You don't have to do anything to enable this feature, because it's enabled by default. MySQL 5.1 does change buffering only for INSERT. MySQL 5.5 and later additionally does change buffering for UPDATE and DELETE.

You can disable this feature if you want (for instance if you use SSD, avoiding random I/O is not so important, and you might want to ensure that queued changes don't accumulate). Normally, you should keep the feature enabled.

OTHER TIPS

MySQL doesn't "rebuild" the index after every insert. MySQL inserts one or more rows into an existing index.

MySQL has lots of unusual options, and I don't know all of them. I would be surprised if there were an option that said: "Oh, let the index on the table be out of synch with the data in the table." Doesn't sound reasonable.

If you have lots of inserts, the best strategy is to do the inserts in one statement. Instead of:

insert into t(...)
    select . . .
    from t2
    where id = id1;

Do:

insert into t(...)
    select . . .
    from t2
    where id in (id1, id2, . . .)

An extension on this is to insert into a temporary table. Then just load the temporary table into the big table all at once:

insert into t(...)
    select ...
    from temptable;

Finally, it is sometimes faster to drop indexes, do a big insert (in one or more steps), and then re-create the indexes.

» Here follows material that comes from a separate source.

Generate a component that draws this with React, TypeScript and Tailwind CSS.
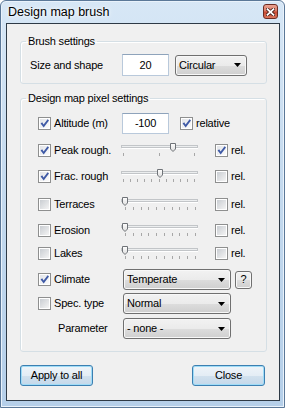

One caution: if you drop unique indexes you are also dropping the unique constraint. This is important if you are using on duplicate key update, because it needs a secondary index to find the duplicate key (except for the primary key).

When MySQL updates the index due to an insert, does it rebuild the entire index?

No, MySQL doesn't "rebuild" the index on each insert.

MySQL's default page size is 16K. It allocates these pages in 1MB increments (called extents).

When a table is first created (indexes are rebuilt), the pages are filled up 15/16th full, leaving room for some random inserts. If your index entries are 500 bytes each each (primary key size + row data for a clustered index), that leaves room for 2 new rows to be inserted before having to split the page.

When MySQL needs to insert a row on a full page, the page must be split. MySQL will add a new page, and move half of the page data to the new page.

Within a page, records may not actually be in physical order. They'll be in the order they were inserted. They're linked in order via a form of linked list. So, even a random insert doesn't cause data to be physically reordered. Outside the need to split a page, the data isn't moved around.

After may random inserts, your pages will be from 1/2 full to full.

All of this work does affect your insert performance, as the index must be updated with each insert. In addition, an index with many half full pages will negatively affect read performance.

Now, if you're inserting rows in index order, then MySQL simply keeps adding to the end of the pages, filling them up 15/16 full, and adding an extent at a time of pages. Much less performance penalty since there is no splitting of pages, hence no moving of data is involved, not to mention the read performance benefit of nearly full pages.

So, while there is some maintenance involved in updating an index for inserts, MySQL isn't "rebuilding" the index on each insert. Also, see Bill Karwin's note about change buffering, which may affect you.

Note that MariaDB, which you are probably using if you apt install mysql on a modern system, removed the buffering mentioned in the accepted answer.

The change buffer has been disabled by default [in updates to] MariaDB 10.5, 10.6, 10.7, and 10.8, and the feature is deprecated and ignored from MariaDB 10.9.0.
Benchmarks show that the change buffer sometimes reduces performance, and in the best case seem to bring a few per cent improvement to throughput. However, [if untimely crashes occur] then the InnoDB system tablespace can grow out of control.